The sheer amount of winning UCLA did under Enquist is unmatched, and her .835 winning percentage is the best-ever for a coach with more than 800 wins. Enquist's 887 wins are the most in program history, and she has 11 total national championships.

Enquist also coached a long list of legendary players, and she helped mold the current staff of Kelly Inouye-Perez and Lisa Fernandez.
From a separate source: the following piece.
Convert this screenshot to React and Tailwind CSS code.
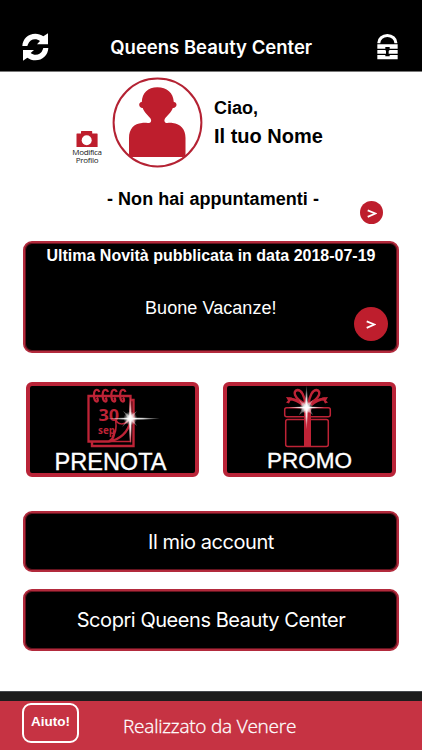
import React from "react";

const ARIAL = "font-['Liberation_Sans',Arial,sans-serif]";
const INTER = "font-['Inter',sans-serif]";
const PANEL = "rounded-[9px] border-2 border-[#b22a3c] bg-black shadow-[inset_0_0_0_1px_#64131e]";

function RefreshIcon() {
  return (
    <svg viewBox="65 38 81 84" className="h-7 w-[27px]" fill="#fff">
      <path d="M66 77C67 56 83 40 105 40c9 0 17 3 24 8l14-9v33h-33l9-10c-12-10-31-6-36 10l-2 5z" />
      <path d="M144 83c-1 21-17 37-39 37-9 0-17-3-24-8l-13 9V89h33l-10 9c12 10 31 6 36-10l2-5z" />
    </svg>
  );
}

function LockIcon() {
  return (
    <svg viewBox="498 42 63 78" className="h-[26px] w-[21px]">
      <path d="M499 70v-2a30 26 0 0 1 60 0v2h-9v-1a21 18 0 0 0-42 0v1z" fill="#fff" />
      <path d="M499 73h61v13h-61zM499 90h61v11h-61zM499 105h61v13h-61z" fill="#fff" />
      <path d="M523 81h13v9l-3 3v9h3v7h-13v-7h2v-9l-2-3z" fill="#000" />
    </svg>
  );
}

function Avatar() {
  return (
    <svg viewBox="112 77 91 91" className="h-[91px] w-[91px]">
      <circle cx="157.5" cy="122.5" r="43.9" fill="#fff" stroke="#b42233" strokeWidth="2" />
      <path
        fill="#be1e2d"
        d="M157.300 87.300C148 87.300 142.200 93 141.800 102c-1.800 0-2.800 1.400-2.600 3.100.3 1.900 1.600 3 3.500 2.800 1.600 5 6 7.600 7.800 10.600 1 1.800.8 3-.2 3.900-2 1.400-4.800 0-8.300.6C134 123.500 129 129 129 138v16q0 3 3 3h50.500q3 0 3-3v-16c0-9-5-14-13-15-3.500-.6-5.500.8-7.300-.6-1-1-1.100-2.100-.2-3.900 1.800-3 6.200-5.600 7.800-10.600 1.900.2 3.400-.9 3.700-2.800.2-1.700-.8-3.100-2.700-3.100-.4-9-6.900-14.700-16.500-14.700z"
      />
    </svg>
  );
}

function CameraIcon() {
  return (
    <svg viewBox="0 0 22 18" className="h-[18px] w-[22px] shrink-0">
      <path fill="#be1e2d" d="M1 3.500h4V1.600Q5 1 5.600 1h10q.6 0 .6.600v1.900H21q.6 0 .6.600v13H.5V4q0-.5.5-.5z" />
      <circle cx="10.700" cy="10.200" r="5" fill="#fff" />
    </svg>
  );
}

function CalendarIcon() {
  return (
    <svg viewBox="30 386 165 66" className="block h-[66px] w-[165px] overflow-visible">
      <defs>
        <radialGradient id="glow">
          <stop offset="0" stopColor="#fff" />
          <stop offset=".35" stopColor="#fff" stopOpacity=".85" />
          <stop offset="1" stopColor="#fff" stopOpacity="0" />
        </radialGradient>
      </defs>
      <g fill="none" stroke="#be2336" strokeWidth="2">
        <path d="M92 442v4h41.500v-46h-3" strokeWidth="2.400" />
        <path d="M109 441.500H88.500V396h42v25c-2 11-11 19-22 20.500 5-2 6-6 5.500-11" strokeWidth="2.300" />
        <path d="M130.500 421v20.500H109M112 437c4-3 5-8 3.500-18 2 6 9 7 14 0" strokeWidth="1.500" />
        {[96.3, 105, 113.7, 122.5].map((x) => (
          <path key={x} d={`M${x + 3} 392c-1-3-4-3-5 0-1 4 0 9 2 9.500s2-2 .5-4`} strokeWidth="2.200" />
        ))}
      </g>
      <text x="98.500" y="421.400" fontSize="16.500" fontWeight="700" fill="#be2336" fontFamily="Open Sans, sans-serif" textLength="20.500" lengthAdjust="spacingAndGlyphs">30</text>
      <text x="98" y="433.500" fontSize="10" fontWeight="700" fill="#be2336" fontFamily="Open Sans, sans-serif" textLength="17" lengthAdjust="spacingAndGlyphs">sep</text>
      <ellipse cx="133" cy="418.600" rx="27" ry="1.400" fill="url(#glow)" />
      <ellipse cx="130.300" cy="421" rx="1.700" ry="24" fill="url(#glow)" />
      <path d="M123 411l7 5 7-5-5 7 5 8-7-6-8 7 6-9z" fill="#fff" opacity=".4" />
      <circle cx="130.300" cy="418.400" r="7" fill="url(#glow)" />
    </svg>
  );
}

function GiftIcon() {
  return (
    <svg viewBox="227 386 165 66" className="block h-[66px] w-[165px] overflow-visible">
      <defs>
        <radialGradient id="shine">
          <stop offset="0" stopColor="#fff" />
          <stop offset=".4" stopColor="#fff" stopOpacity=".85" />
          <stop offset="1" stopColor="#fff" stopOpacity="0" />
        </radialGradient>
      </defs>
      <g fill="none" stroke="#be2336" strokeWidth="1.500">
        <rect x="284.700" y="407.700" width="45.600" height="9" rx="2" />
        <rect x="285.700" y="419.500" width="42.600" height="27" rx="2" />
      </g>
      <path fill="#be2336" d="M304 408h7v39h-7z" />
      <g fill="none" stroke="#be2336" strokeWidth="2.500">
        <path d="M305.500 404c-1-8-4-14-8-14-5 1-4 8 8 14" />
        <path d="M308.500 404c1-8 4-14 8-14 5 1 4 8-8 14" />
        <path d="M303 405c-5-5-9-6-14-6M311 405c5-5 9-6 14-6" strokeWidth="2.800" />
      </g>
      <path fill="#be2336" d="M286 397l6 .500-3 6-3-1 2-2zM328 397l-6 .500 3 6 3-1-2-2z" />
      <ellipse cx="306.300" cy="407.500" rx="18" ry="1.300" fill="url(#shine)" />
      <ellipse cx="306.500" cy="407.500" rx="1.600" ry="22" fill="url(#shine)" />
      <path d="M299 400l7 5 7-5-4 7 4 8-7-5-7 5 4-8z" fill="#fff" opacity=".35" />
      <circle cx="306.300" cy="407.300" r="6.500" fill="url(#shine)" />
    </svg>
  );
}

function Chevron() {
  return (
    <svg viewBox="0 0 10 10" className="h-2.5 w-2.5" fill="none" stroke="#fff" strokeWidth="1.800">
      <path d="M.7 2.400L8.400 5.500.7 8.800" />
    </svg>
  );
}

function Tile({ icon, label, labelClass }) {
  return (
    <button className="flex h-[95px] w-[173px] flex-col items-center rounded-md border-4 border-[#b92438] bg-black">
      {icon}
      <span className={`${ARIAL} ${labelClass} whitespace-nowrap text-white [-webkit-text-stroke:0.35px_white]`}>{label}</span>
    </button>
  );
}

export default function App() {
  return (
    <div className={`flex h-[750px] w-[422px] flex-col overflow-hidden bg-white ${ARIAL}`}>
      <header className="flex h-[72px] shrink-0 items-start justify-between border-b border-[#777] bg-black pr-[24px] pl-[21.500px] text-white">
        <div className="pt-[33px]"><RefreshIcon /></div>
        <h1 className={`${INTER} pt-[34px] pr-[3px] text-[18.500px] leading-[27px] font-semibold whitespace-nowrap`}>Queens Beauty Center</h1>
        <div className="pt-[34px]"><LockIcon /></div>
      </header>

      <main className="flex h-[619px] shrink-0 flex-col">
        <section className="flex h-[96px] pt-[5px] pl-[72px] text-black">
          <div className="flex w-[30px] flex-col items-center pt-[53px]">
            <CameraIcon />
            <p className="text-center font-['Open_Sans',sans-serif] text-[8px] leading-[8px] tracking-[-0.3px] whitespace-nowrap text-[#222]">Modifica<br />Profilo</p>
          </div>
          <div className="pl-[10px]"><Avatar /></div>
          <div className="pt-[18px] pl-[11px] font-bold whitespace-nowrap">
            <p className="text-[18px] leading-[27px]">Ciao,</p>
            <p className="text-[20px] leading-[28px]">Il tuo Nome</p>
          </div>
        </section>

        <section className="flex h-[73px] pl-[107px] text-black">
          <p className="w-[253px] pt-[20px] text-[18px] leading-[22px] font-bold tracking-[0.04px] whitespace-nowrap">- Non hai appuntamenti -</p>
          <button className="mt-[33px] flex h-[23px] w-[23px] items-center justify-center rounded-full bg-[#be1e2d]"><Chevron /></button>
        </section>

        <section className={`mx-[23px] flex h-[112px] flex-col text-white ${PANEL}`}>
          <h2 className="pt-[4px] text-center text-[16px] leading-[18px] font-bold whitespace-nowrap">Ultima Novità pubblicata in data 2018-07-19</h2>
          <div className="flex grow">
            <p className="pt-[32px] pl-[120px] text-[18px] leading-[22px] tracking-[0.06px] whitespace-nowrap">Buone Vacanze!</p>
            <button className="mt-[42px] mr-[9px] ml-auto flex h-[34px] w-[34px] items-center justify-center rounded-full bg-[#be1e2d]"><Chevron /></button>
          </div>
        </section>

        <section className="flex justify-between pt-[29px] pr-[26px] pl-[26px]">
          <Tile icon={<CalendarIcon />} label="PRENOTA" labelClass="pr-[4px] text-[23.500px] leading-[20px]" />
          <Tile icon={<GiftIcon />} label="PROMO" labelClass="text-[22.500px] leading-[18px]" />
        </section>

        <nav className={`flex flex-col gap-[17px] px-[23px] pt-[34px] ${INTER} text-[20px] tracking-[-0.45px] text-white`}>
          <button className={`h-[61px] whitespace-nowrap ${PANEL}`}>Il mio account</button>
          <button className={`h-[62px] whitespace-nowrap ${PANEL}`}>Scopri Queens Beauty Center</button>
        </nav>
      </main>

      <div className="h-[10px] shrink-0 border-t border-[#46494e] bg-[#1d1d1d]" />
      <footer className="flex h-[49px] shrink-0 bg-[#c63343] pl-[22px] text-white">
        <button className="mt-[1.500px] flex h-[40px] w-[57px] items-center justify-center rounded-[9px] border-2 border-white text-[13.500px] font-bold">Aiuto!</button>
        <p className="pt-[12px] pl-[44px] font-['Open_Sans',sans-serif] text-[19px] leading-[26px] font-light tracking-[-0.22px] whitespace-nowrap [-webkit-text-stroke:0.3px_white]">Realizzato da Venere</p>
      </footer>
    </div>
  );
}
While she wasn't the one in charge in the program's early days, she was a keystone piece of the team from the very beginning and her influence will continue to be felt in the years to come. 

Lisa Fernandez

There is a strong argument to be made that Fernandez is the greatest college softball player of all time, and her accomplishments show why.

Across her four years as a student-athlete at UCLA, Fernandez was a First Team All-American and a member of the All-College World Series Team all four seasons while winning Pac-10 Player of the Year and Honda Award for the best player in softball three times each. Fernandez became the first softball player to win the Honda-Broderick Cup as a senior in 1993 – beating out Mia Hamm and Sheryl Swoopes – capping off one of the most statistically impressive seasons ever.

Fernandez had the lowest ERA in the country at 0.25 while also boasting the highest batting average in the nation that year at .510. Fernandez's career ERA of 0.22 is the second-lowest in NCAA history, also ranking sixth in strikeouts and seventh in wins among Bruins, and her .382 batting average is good enough to make the top-10 in program history.

The first number UCLA softball ever retired was actually Fernandez's No. 16, and she tossed 74 shutouts, 11 total no-hitters and two solo perfect games.

Two of Fernandez's collegiate campaigns as a player ended in national titles – the Bruins were runner-ups in other two – and she went on to win three Olympic gold medals for Team USA. She wasn't riding the pine during those international victories, either, as she threw the final pitch to clinch the gold each and every time.

Fernandez was an assistant coach for the Bruins from 1997 to 1999, and after stepping down into a volunteer role from 2000 to 2004, she returned to a full-time position in 2007. Seven of UCLA's Women's College World Series have come with Fernandez on the team in some capacity, and her status as a pitching guru and recruiting powerhouse have helped the Bruins succeed year after year in the modern era as well.

Natasha Watley

The Bruins' star shortstop from the early days of the 21st century stuffed the stat sheet for a few teams that came up just short before ultimately going out victorious to end her career in Westwood.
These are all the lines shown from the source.